FrancescAlted avatar Sep 14 '17 16:09 FrancescAlted

Hi Francesc,

Thanks. I notice though that your openMPI benchmarks stop scaling at 8 cores.

I starting putting in per-thread benchmarks. I'm not sure if they are working exactly as intended, apparently threads can sometimes miss timing information, but on first glance sometimes there's load balancing issues. This could be due to web browsers and other apps stealing some clock cycles, or there could be some issues with how the NpyIter partitions the array.

Another thing to test at some point would be thread pinning, which might help particularly with multi-CPU nodes where there's physically different L2 caches:

https://en.wikipedia.org/wiki/Processor_affinity

I don't know if there's also a way to allocate memory to take advantage of thread affinity. I've seen it on co-processors though.

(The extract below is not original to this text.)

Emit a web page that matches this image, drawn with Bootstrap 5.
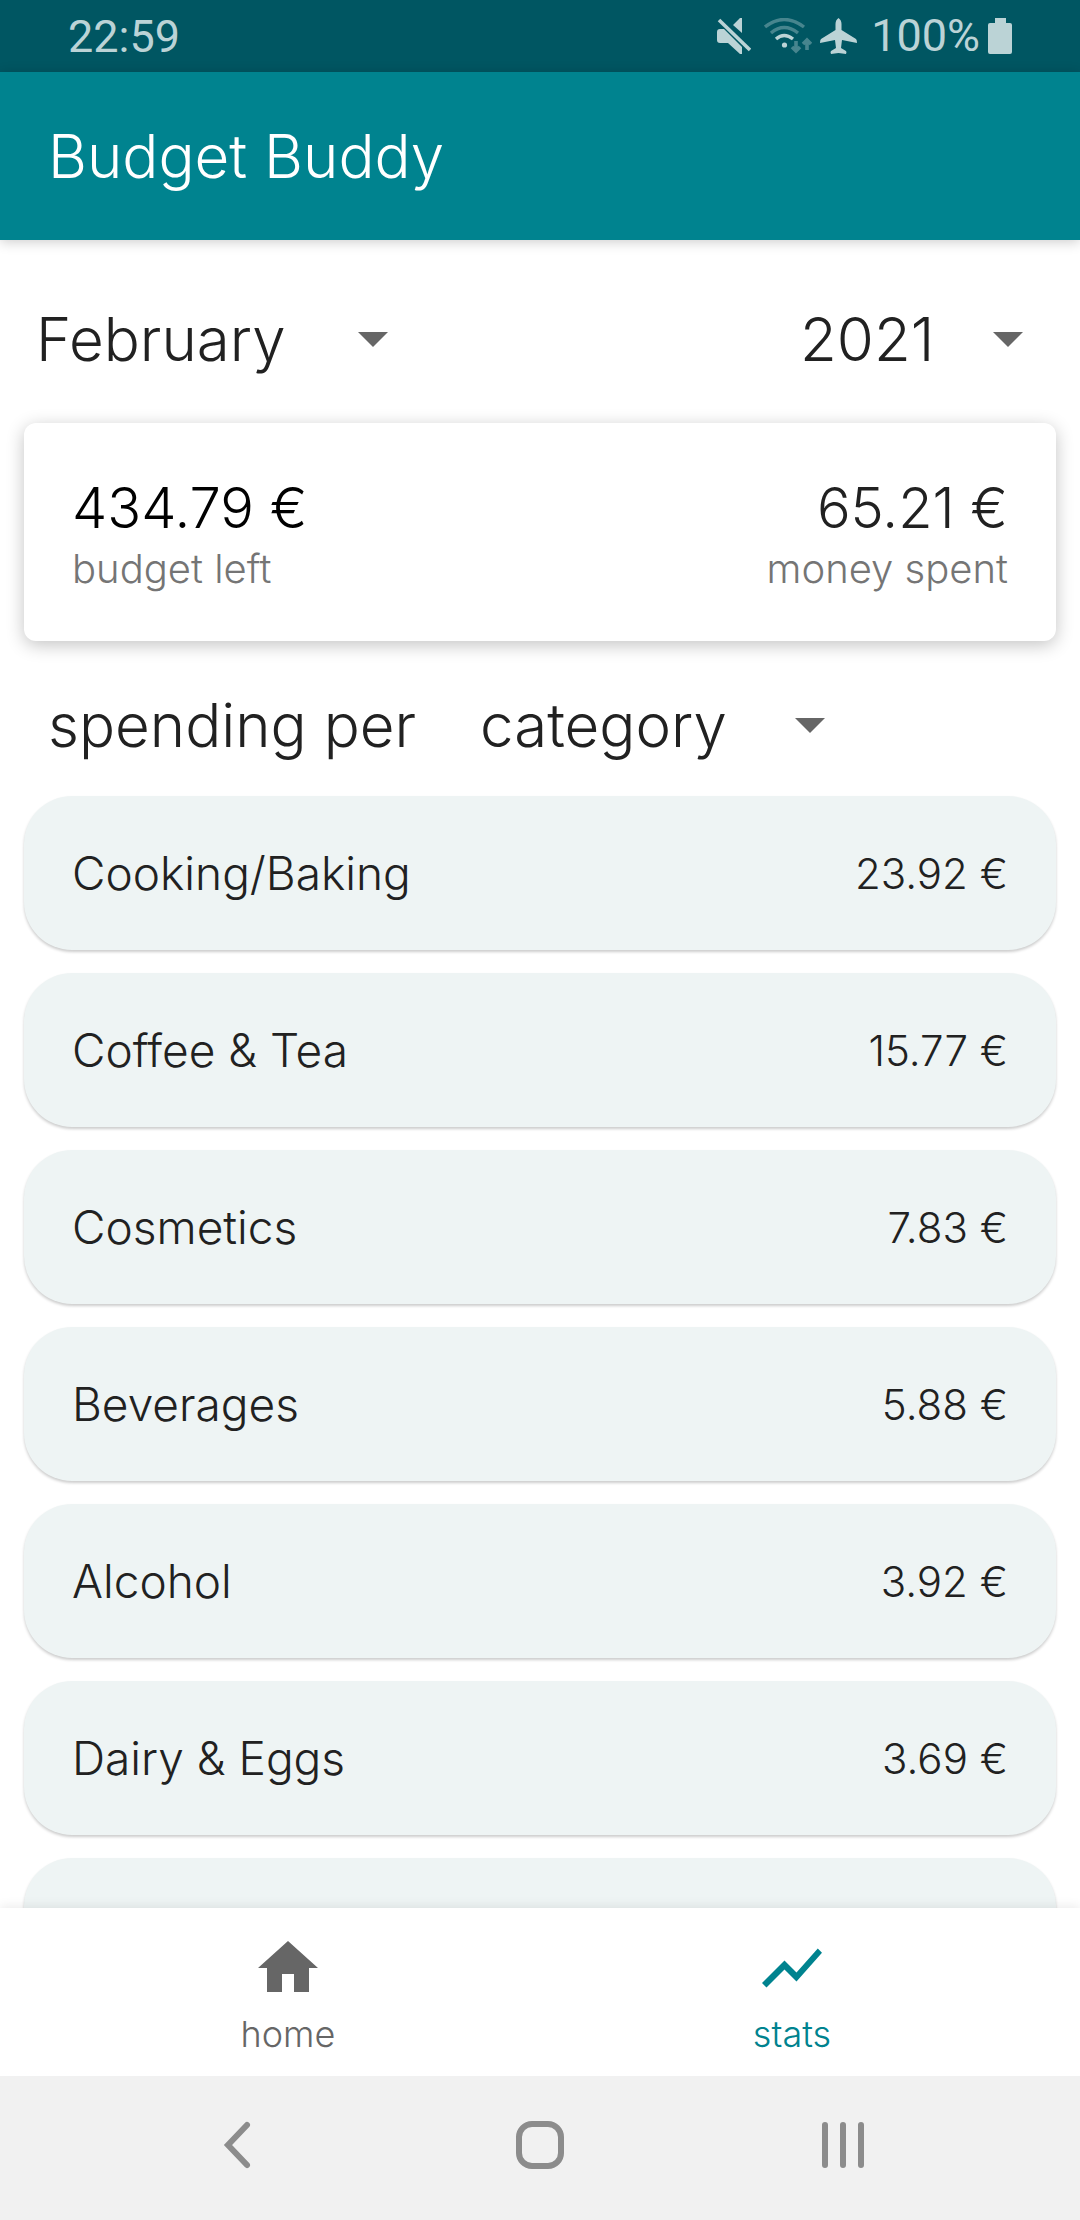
<!DOCTYPE html>
<html lang="en">
<head>
<meta charset="utf-8">
<meta name="viewport" content="width=device-width, initial-scale=1">
<title>Budget Buddy</title>
<link href="https://cdn.jsdelivr.net/npm/bootstrap@5.3.0/dist/css/bootstrap.min.css" rel="stylesheet">
<style>
  :root { --teal: #00838f; --teal-dark: #005662; --ink: #212121; --status: #bbd3d6; }
  body { font-family: Inter, "Open Sans", sans-serif; color: var(--ink); background: #fff; }
  .status-bar { height: 72px; padding: 0 68px; background: var(--teal-dark); color: var(--status); font-family: Roboto, sans-serif; font-size: 45px; line-height: 74px; }
  .status-icons { gap: 8px; }
  .status-level { padding-left: 6px; }
  .status-mute { margin-right: 5px; }
  .app-bar { height: 168px; padding: 0 48px; background: var(--teal); box-shadow: 0 2px 12px rgba(0,0,0,.2); z-index: 2; }
  .app-title { font-size: 60px; line-height: 72px; font-weight: 300; }
  .screen { padding: 0 24px; min-height: 0; }
  .filter-row { padding: 51px 24px 36px 0; }
  .group-row { padding: 36px 0 23px 24px; gap: 52px; }
  .picker, .group-label { font-size: 60px; line-height: 96px; font-weight: 300; color: var(--ink); }
  .picker { height: 96px; width: auto; padding: 0 80px 0 12px; border: 0; border-radius: 4px; background-color: transparent;
    background-image: url("data:image/svg+xml,%3Csvg xmlns='http://www.w3.org/2000/svg' viewBox='0 0 30 15'%3E%3Cpath fill='%23666' d='M0 0h30L15 15z'/%3E%3C/svg%3E");
    background-size: 30px 15px; background-position: right 9px center; }
  .picker-month { width: 373px; }
  .picker-year { width: 244px; }
  .picker-group { width: 366px; }
  .summary { padding: 52px 48px 44px; border-radius: 12px; box-shadow: 0 4px 18px rgba(0,0,0,.24); }
  .sum-value { font-size: 56px; line-height: 66px; font-weight: 300; }
  .sum-note { font-size: 40px; line-height: 56px; font-weight: 300; color: #757575; }
  .spend-list { gap: 23px; }
  .spend-item { min-height: 154px; padding: 0 48px; border-radius: 48px; background: #eef4f4; box-shadow: 0 2px 3px rgba(0,0,0,.2); }
  .spend-name { font-size: 46px; font-weight: 300; }
  .spend-sum { font-size: 42px; font-weight: 300; }
  .tab-bar { height: 168px; box-shadow: 0 -2px 10px rgba(0,0,0,.08); z-index: 2; }
  .tab-link { width: 504px; padding-top: 24px; color: #666; font-size: 36px; line-height: 48px; font-weight: 300; text-decoration: none; }
  .tab-link.active { color: var(--teal); }
  .tab-link svg { margin-bottom: 6px; }
  .system-bar { height: 144px; padding-bottom: 6px; background: #f1f1f1; gap: 231px; z-index: 3; }
  .system-bar button { width: 72px; height: 72px; padding: 0; border: 0; line-height: 0; background: none; color: #8c8c8c; }
</style>
<script src="https://cdn.jsdelivr.net/npm/bootstrap@5.3.0/dist/js/bootstrap.bundle.min.js"></script>
</head>
<body>
<div class="vh-100 d-flex flex-column overflow-hidden">
  <div class="status-bar d-flex justify-content-between flex-shrink-0">
    <span>22:59</span>
    <div class="status-icons d-flex align-items-center">
      <svg class="status-mute" width="34" height="36" viewBox="0 0 34 36" fill="currentColor" aria-hidden="true">
        <path d="M3 11h4L25 29v7h-2L11 25H3q-3 0-3-3v-8q0-3 3-3zM16 7l7-7h2v15z"/>
        <path d="M2 2l31 30" stroke="currentColor" stroke-width="3.6"/>
      </svg>
      <svg width="48" height="36" viewBox="0 0 48 36" fill="none" stroke="currentColor" stroke-width="3.4" aria-hidden="true">
        <g opacity=".38"><path d="M1 9Q20-6 40 9M7 15q13-11 27 0"/><path d="M32 23v10m-4-4l4 4 4-4M43 32V22m-4 4l4-4 4 4" stroke-width="3.6"/></g>
        <path d="M12 21q8-7 17 0"/><circle cx="20.500" cy="27" r="2.600" fill="currentColor" stroke="none"/>
      </svg>
      <svg width="37" height="36" viewBox="0 0 37 36" fill="currentColor" aria-hidden="true">
        <path d="M18.500 0q3 2 3 6v6L36 21q1 1 1 4l-15-3-1 8 5 3q1 1 0 3l-7.500-1L11 36q-1-2 0-3l5-3-1-8-15 3q0-3 1-4l14.500-9V6q0-4 3-6z"/>
      </svg>
      <span class="status-level">100%</span>
      <svg width="24" height="36" viewBox="0 0 24 36" fill="currentColor" aria-hidden="true"><path d="M7 0h11v5h4q2 0 2 2v27q0 2-2 2H2q-2 0-2-2V7q0-2 2-2h5z"/></svg>
    </div>
  </div>

  <header class="app-bar d-flex align-items-center text-white flex-shrink-0">
    <h1 class="app-title m-0">Budget Buddy</h1>
  </header>

  <main class="screen flex-fill d-flex flex-column overflow-hidden">
    <div class="filter-row d-flex justify-content-between">
      <select class="form-select picker picker-month" aria-label="Month"><option>February</option></select>
      <select class="form-select picker picker-year" aria-label="Year"><option>2021</option></select>
    </div>

    <section class="summary bg-white d-flex justify-content-between">
      <div>
        <div class="sum-value text-black">434.79 €</div>
        <div class="sum-note">budget left</div>
      </div>
      <div class="text-end">
        <div class="sum-value">65.21 €</div>
        <div class="sum-note">money spent</div>
      </div>
    </section>

    <div class="group-row d-flex">
      <label class="group-label" for="group">spending per</label>
      <select class="form-select picker picker-group" id="group"><option>category</option></select>
    </div>

    <ul class="spend-list list-unstyled d-flex flex-column m-0">
      <li class="spend-item d-flex align-items-center justify-content-between"><span class="spend-name">Cooking/Baking</span><span class="spend-sum">23.92 €</span></li>
      <li class="spend-item d-flex align-items-center justify-content-between"><span class="spend-name">Coffee &amp; Tea</span><span class="spend-sum">15.77 €</span></li>
      <li class="spend-item d-flex align-items-center justify-content-between"><span class="spend-name">Cosmetics</span><span class="spend-sum">7.83 €</span></li>
      <li class="spend-item d-flex align-items-center justify-content-between"><span class="spend-name">Beverages</span><span class="spend-sum">5.88 €</span></li>
      <li class="spend-item d-flex align-items-center justify-content-between"><span class="spend-name">Alcohol</span><span class="spend-sum">3.92 €</span></li>
      <li class="spend-item d-flex align-items-center justify-content-between"><span class="spend-name">Dairy &amp; Eggs</span><span class="spend-sum">3.69 €</span></li>
      <li class="spend-item"></li>
    </ul>
  </main>

  <nav class="tab-bar bg-white d-flex justify-content-center flex-shrink-0">
    <a class="tab-link d-flex flex-column align-items-center" href="#home">
      <svg width="72" height="72" viewBox="0 0 24 24" fill="currentColor" aria-hidden="true"><path d="M10 20v-6h4v6h5v-8h3L12 3 2 12h3v8z"/></svg>
      home
    </a>
    <a class="tab-link active d-flex flex-column align-items-center" href="#stats" aria-current="page">
      <svg width="72" height="72" viewBox="0 0 24 24" fill="currentColor" aria-hidden="true"><path d="M3.500 18.490l6-6.010 4 4L22 6.920l-1.410-1.410-7.090 7.970-4-4L2 16.990z"/></svg>
      stats
    </a>
  </nav>

  <div class="system-bar d-flex justify-content-center align-items-center flex-shrink-0">
    <button type="button" aria-label="Back"><svg width="72" height="72" viewBox="0 0 72 72" fill="none" stroke="currentColor" stroke-width="6" stroke-linecap="round" aria-hidden="true"><path d="M46 16L27 36l19 20"/></svg></button>
    <button type="button" aria-label="Home"><svg width="72" height="72" viewBox="0 0 72 72" fill="none" stroke="currentColor" stroke-width="6" aria-hidden="true"><rect x="15" y="15" width="42" height="42" rx="13"/></svg></button>
    <button type="button" aria-label="Recent apps"><svg width="72" height="72" viewBox="0 0 72 72" fill="none" stroke="currentColor" stroke-width="6" stroke-linecap="round" aria-hidden="true"><path d="M18 16v40M36 16v40M54 16v40"/></svg></button>
  </div>
</div>
</body>
</html>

robbmcleod avatar Sep 14 '17 17:09 robbmcleod

Yeah, thread pinning could help, specially on setups where there are separate CPUs. Perhaps that would be a case of over-optimization, but at any rate, it would be a good test.

FrancescAlted avatar Sep 14 '17 18:09 FrancescAlted

Here's an example of some of the thread barrier benchmarking results from the submodule I'm working on:

numexpr3_barrier_benchmark

In this case, the last thread never even starts. Usually all the threads start but even then the barrier takes about 15-20 % of the run time for 64k arrays. It could be a Windows issue. I'll have to install a dual-boot on my machine with a Linux distro and see if this is a Window's issue, as I don't have a lot of confidence in my VirtualBox results.

robbmcleod avatar Sep 17 '17 19:09 robbmcleod

That's weird indeed, but I must say that I don't use to do any benchmark on Windows. FWIW Numexpr on Windows is using an emulation of the pthreads API that has been copied back from the git project (see sources here). But doing a test on Linux will certainly help to pinpoint the problem.

FrancescAlted avatar Sep 18 '17 12:09 FrancescAlted

This turned out to be a thread safety issue with calling the Windows function QueryPerformanceCounter in the benchmarking macros. I fixed it and now threads only fail to start if I'm in the hyperthreading regime.

Performance is looking nice on my i7-7820X but I still have to work on enabling AVX512:

ne3_thread_scaling

robbmcleod avatar Dec 11 '17 00:12 robbmcleod

I tried to make cpuinfo.py detect AVX2 but it has so many branches I think testing on different platforms would be painful. My current thinking is to make a Python wrapper for:

https://github.com/Mysticial/FeatureDetector

It relies on Intel's cpuid which has docs in Vol 2A pp. 3-190 to 3-205:

https://software.intel.com/en-us/articles/intel-sdm

We would need to figure out how to deal with ARM separately from x64's cpuid.

We would also need to figure out how to make setuptools and pip compile and run it first before starting with NumExpr.

robbmcleod avatar Dec 30 '17 17:12 robbmcleod

FeatureDetector looks nice, although I am lately quite reluctant to include C++ code in my projects (it has bitten me in a few occasions already). But again, looks nice enough.

FrancescAlted avatar Dec 30 '17 18:12 FrancescAlted

I made an effort of porting it to C99, and adding cache size and core counting:

https://github.com/robbmcleod/cpufeature

If you have a chance, check it out and see if it compiles and runs for you. I've not been able to test it on any AMD machines, as I don't own any, nor OSX.

robbmcleod avatar Jan 02 '18 01:01 robbmcleod

Message to comment on stale issues. If none provided, will not mark issues stale

github-actions[bot] avatar Feb 21 '24 01:02 github-actions[bot]